I talked through this question with Neel Smith of the Collect of the Holy Cross, whose instinct about the nature of knowledge and its digital avatars is unerring. And I now think the collected labels are not texts, but collections. Here’s why. Each scholion has a place in a sequence only because it refers to a specific part of the poem on which it comments. It is worth reading the scholia in order only because we read the Iliad in order. The labels do not comment on a text, but on what is clearly a collection—the collection of Catesby’s specimens—and an undered collection at that.

So it does not seem that we do violence to the labels by considering them member of collections. At this point, we can set aside ontological rigor and ask questions of convenience.

Catesby, H.S. 212, page 4:
One folio, many collections
Will anyone be likely to want to read each of Richard Howard’s labels, in order, in isolation from the specimens? Probably not. Will it be convenient to have these labels’ contents exposed through a collection-service? Probably, since the collection-service emphasizes query-and-retrieval, while the text-service emphasizes location-and-scrolling. Other advantages? Yes, the CITE Collection Service draws data from Google Fusion Tables, and the data in those tables is easily edited in place, while the CITE Text-service draws data from XML files tabulated and stored in Google BigTable, and thus editing a text is a more laborious process; for the near- and medium-term future, transcriptions of these lables are likely to be subject to more editing even as they are exposed to the public view.

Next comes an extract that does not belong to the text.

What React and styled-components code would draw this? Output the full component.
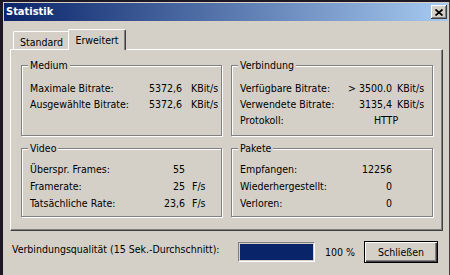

What advantages did the editors of the Homer Multitext gain from decreeing the scholia to be Texts rather than Collections? Internal markup, more than anything. The scholia are in Greek; they are argumentative; they discuss linguistic features of the poem, geographical places, personal names, and often quote from other literature. All of these are features that are inherent to the content of the scholia, and varied enough to justify internal markup of an XML text. While our botanical labels offer some of these, each is short enough, and likely to contain at most only a few external references (place-names, cross-references, vel sim.) that we can better capture that information through indexing.

So this is simply one example of the kind of thinking that occupies us as we plan and proceed to publish these snapshots of botanical history.